## Goal
Repeat, exactly and completely, the material that follows. Omit the pictures.

+++++

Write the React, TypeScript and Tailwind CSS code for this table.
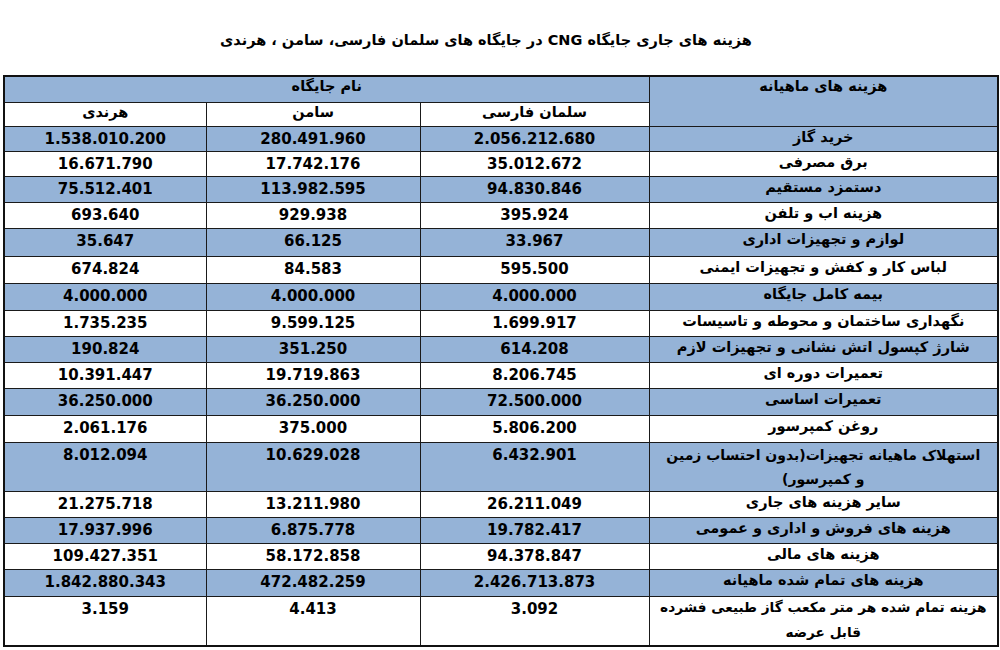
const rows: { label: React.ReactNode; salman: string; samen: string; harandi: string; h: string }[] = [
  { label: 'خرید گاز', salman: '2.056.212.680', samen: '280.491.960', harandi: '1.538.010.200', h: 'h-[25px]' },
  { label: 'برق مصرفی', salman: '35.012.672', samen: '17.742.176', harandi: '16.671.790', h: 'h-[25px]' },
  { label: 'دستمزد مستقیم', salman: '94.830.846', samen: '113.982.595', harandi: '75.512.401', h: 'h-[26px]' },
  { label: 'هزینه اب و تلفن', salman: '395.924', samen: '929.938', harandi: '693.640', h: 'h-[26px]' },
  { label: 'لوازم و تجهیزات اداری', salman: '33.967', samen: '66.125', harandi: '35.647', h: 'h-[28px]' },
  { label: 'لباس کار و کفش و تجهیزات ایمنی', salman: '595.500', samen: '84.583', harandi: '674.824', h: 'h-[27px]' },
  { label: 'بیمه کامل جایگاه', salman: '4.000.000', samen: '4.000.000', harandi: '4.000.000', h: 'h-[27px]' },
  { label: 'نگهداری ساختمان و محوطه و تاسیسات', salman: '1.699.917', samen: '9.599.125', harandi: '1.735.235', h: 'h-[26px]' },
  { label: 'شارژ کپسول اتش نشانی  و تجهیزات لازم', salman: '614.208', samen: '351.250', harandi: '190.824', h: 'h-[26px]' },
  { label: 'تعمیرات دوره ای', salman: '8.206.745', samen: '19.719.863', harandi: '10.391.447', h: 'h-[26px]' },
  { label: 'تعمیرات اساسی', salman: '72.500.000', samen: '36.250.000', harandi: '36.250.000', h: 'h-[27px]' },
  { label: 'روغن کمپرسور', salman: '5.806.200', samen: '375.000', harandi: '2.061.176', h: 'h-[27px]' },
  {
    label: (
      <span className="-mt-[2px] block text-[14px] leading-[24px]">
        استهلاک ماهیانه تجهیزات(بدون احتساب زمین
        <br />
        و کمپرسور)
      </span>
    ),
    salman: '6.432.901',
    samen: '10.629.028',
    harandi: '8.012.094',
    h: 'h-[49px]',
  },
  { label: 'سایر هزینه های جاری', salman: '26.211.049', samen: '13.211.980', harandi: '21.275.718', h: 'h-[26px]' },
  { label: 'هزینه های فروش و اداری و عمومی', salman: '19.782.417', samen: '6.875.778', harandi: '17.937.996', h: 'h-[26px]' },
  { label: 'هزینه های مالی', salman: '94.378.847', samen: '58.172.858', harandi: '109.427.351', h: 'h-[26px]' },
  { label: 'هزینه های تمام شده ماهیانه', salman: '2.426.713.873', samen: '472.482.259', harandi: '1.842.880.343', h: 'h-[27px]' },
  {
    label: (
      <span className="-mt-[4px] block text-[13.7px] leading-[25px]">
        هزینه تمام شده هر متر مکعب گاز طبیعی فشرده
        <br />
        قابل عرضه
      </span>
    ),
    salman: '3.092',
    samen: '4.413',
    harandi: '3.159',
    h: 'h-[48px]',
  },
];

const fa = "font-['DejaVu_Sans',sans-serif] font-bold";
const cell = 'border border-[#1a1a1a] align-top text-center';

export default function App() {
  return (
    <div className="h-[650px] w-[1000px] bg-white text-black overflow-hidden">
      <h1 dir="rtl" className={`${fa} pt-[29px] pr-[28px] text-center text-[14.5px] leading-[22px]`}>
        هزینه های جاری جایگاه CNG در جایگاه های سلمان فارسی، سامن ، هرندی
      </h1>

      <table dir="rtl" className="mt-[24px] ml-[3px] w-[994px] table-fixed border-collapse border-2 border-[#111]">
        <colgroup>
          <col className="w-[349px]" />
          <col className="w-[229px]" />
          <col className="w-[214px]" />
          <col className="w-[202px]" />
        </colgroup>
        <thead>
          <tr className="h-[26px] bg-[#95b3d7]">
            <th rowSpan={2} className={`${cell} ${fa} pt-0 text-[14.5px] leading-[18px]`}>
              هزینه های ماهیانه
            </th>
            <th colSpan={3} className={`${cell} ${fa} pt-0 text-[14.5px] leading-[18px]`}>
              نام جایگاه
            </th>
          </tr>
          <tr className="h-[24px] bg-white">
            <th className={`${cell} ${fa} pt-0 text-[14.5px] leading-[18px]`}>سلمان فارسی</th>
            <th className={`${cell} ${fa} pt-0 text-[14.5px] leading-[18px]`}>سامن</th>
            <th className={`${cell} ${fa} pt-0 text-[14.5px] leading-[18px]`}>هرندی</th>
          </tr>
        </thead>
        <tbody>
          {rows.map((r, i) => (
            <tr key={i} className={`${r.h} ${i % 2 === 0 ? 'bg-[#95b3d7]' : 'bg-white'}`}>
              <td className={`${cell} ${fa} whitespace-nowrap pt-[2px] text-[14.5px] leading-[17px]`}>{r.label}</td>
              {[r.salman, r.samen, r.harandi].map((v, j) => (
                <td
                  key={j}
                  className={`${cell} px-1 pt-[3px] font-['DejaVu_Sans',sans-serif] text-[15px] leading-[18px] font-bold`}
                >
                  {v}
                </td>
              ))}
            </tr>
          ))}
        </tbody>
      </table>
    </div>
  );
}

+++++

## Reply
Write the React, TypeScript and Tailwind CSS code for this table.
const rows: { label: React.ReactNode; salman: string; samen: string; harandi: string; h: string }[] = [
  { label: 'خرید گاز', salman: '2.056.212.680', samen: '280.491.960', harandi: '1.538.010.200', h: 'h-[25px]' },
  { label: 'برق مصرفی', salman: '35.012.672', samen: '17.742.176', harandi: '16.671.790', h: 'h-[25px]' },
  { label: 'دستمزد مستقیم', salman: '94.830.846', samen: '113.982.595', harandi: '75.512.401', h: 'h-[26px]' },
  { label: 'هزینه اب و تلفن', salman: '395.924', samen: '929.938', harandi: '693.640', h: 'h-[26px]' },
  { label: 'لوازم و تجهیزات اداری', salman: '33.967', samen: '66.125', harandi: '35.647', h: 'h-[28px]' },
  { label: 'لباس کار و کفش و تجهیزات ایمنی', salman: '595.500', samen: '84.583', harandi: '674.824', h: 'h-[27px]' },
  { label: 'بیمه کامل جایگاه', salman: '4.000.000', samen: '4.000.000', harandi: '4.000.000', h: 'h-[27px]' },
  { label: 'نگهداری ساختمان و محوطه و تاسیسات', salman: '1.699.917', samen: '9.599.125', harandi: '1.735.235', h: 'h-[26px]' },
  { label: 'شارژ کپسول اتش نشانی  و تجهیزات لازم', salman: '614.208', samen: '351.250', harandi: '190.824', h: 'h-[26px]' },
  { label: 'تعمیرات دوره ای', salman: '8.206.745', samen: '19.719.863', harandi: '10.391.447', h: 'h-[26px]' },
  { label: 'تعمیرات اساسی', salman: '72.500.000', samen: '36.250.000', harandi: '36.250.000', h: 'h-[27px]' },
  { label: 'روغن کمپرسور', salman: '5.806.200', samen: '375.000', harandi: '2.061.176', h: 'h-[27px]' },
  {
    label: (
      <span className="-mt-[2px] block text-[14px] leading-[24px]">
        استهلاک ماهیانه تجهیزات(بدون احتساب زمین
        <br />
        و کمپرسور)
      </span>
    ),
    salman: '6.432.901',
    samen: '10.629.028',
    harandi: '8.012.094',
    h: 'h-[49px]',
  },
  { label: 'سایر هزینه های جاری', salman: '26.211.049', samen: '13.211.980', harandi: '21.275.718', h: 'h-[26px]' },
  { label: 'هزینه های فروش و اداری و عمومی', salman: '19.782.417', samen: '6.875.778', harandi: '17.937.996', h: 'h-[26px]' },
  { label: 'هزینه های مالی', salman: '94.378.847', samen: '58.172.858', harandi: '109.427.351', h: 'h-[26px]' },
  { label: 'هزینه های تمام شده ماهیانه', salman: '2.426.713.873', samen: '472.482.259', harandi: '1.842.880.343', h: 'h-[27px]' },
  {
    label: (
      <span className="-mt-[4px] block text-[13.7px] leading-[25px]">
        هزینه تمام شده هر متر مکعب گاز طبیعی فشرده
        <br />
        قابل عرضه
      </span>
    ),
    salman: '3.092',
    samen: '4.413',
    harandi: '3.159',
    h: 'h-[48px]',
  },
];

const fa = "font-['DejaVu_Sans',sans-serif] font-bold";
const cell = 'border border-[#1a1a1a] align-top text-center';

export default function App() {
  return (
    <div className="h-[650px] w-[1000px] bg-white text-black overflow-hidden">
      <h1 dir="rtl" className={`${fa} pt-[29px] pr-[28px] text-center text-[14.5px] leading-[22px]`}>
        هزینه های جاری جایگاه CNG در جایگاه های سلمان فارسی، سامن ، هرندی
      </h1>

      <table dir="rtl" className="mt-[24px] ml-[3px] w-[994px] table-fixed border-collapse border-2 border-[#111]">
        <colgroup>
          <col className="w-[349px]" />
          <col className="w-[229px]" />
          <col className="w-[214px]" />
          <col className="w-[202px]" />
        </colgroup>
        <thead>
          <tr className="h-[26px] bg-[#95b3d7]">
            <th rowSpan={2} className={`${cell} ${fa} pt-0 text-[14.5px] leading-[18px]`}>
              هزینه های ماهیانه
            </th>
            <th colSpan={3} className={`${cell} ${fa} pt-0 text-[14.5px] leading-[18px]`}>
              نام جایگاه
            </th>
          </tr>
          <tr className="h-[24px] bg-white">
            <th className={`${cell} ${fa} pt-0 text-[14.5px] leading-[18px]`}>سلمان فارسی</th>
            <th className={`${cell} ${fa} pt-0 text-[14.5px] leading-[18px]`}>سامن</th>
            <th className={`${cell} ${fa} pt-0 text-[14.5px] leading-[18px]`}>هرندی</th>
          </tr>
        </thead>
        <tbody>
          {rows.map((r, i) => (
            <tr key={i} className={`${r.h} ${i % 2 === 0 ? 'bg-[#95b3d7]' : 'bg-white'}`}>
              <td className={`${cell} ${fa} whitespace-nowrap pt-[2px] text-[14.5px] leading-[17px]`}>{r.label}</td>
              {[r.salman, r.samen, r.harandi].map((v, j) => (
                <td
                  key={j}
                  className={`${cell} px-1 pt-[3px] font-['DejaVu_Sans',sans-serif] text-[15px] leading-[18px] font-bold`}
                >
                  {v}
                </td>
              ))}
            </tr>
          ))}
        </tbody>
      </table>
    </div>
  );
}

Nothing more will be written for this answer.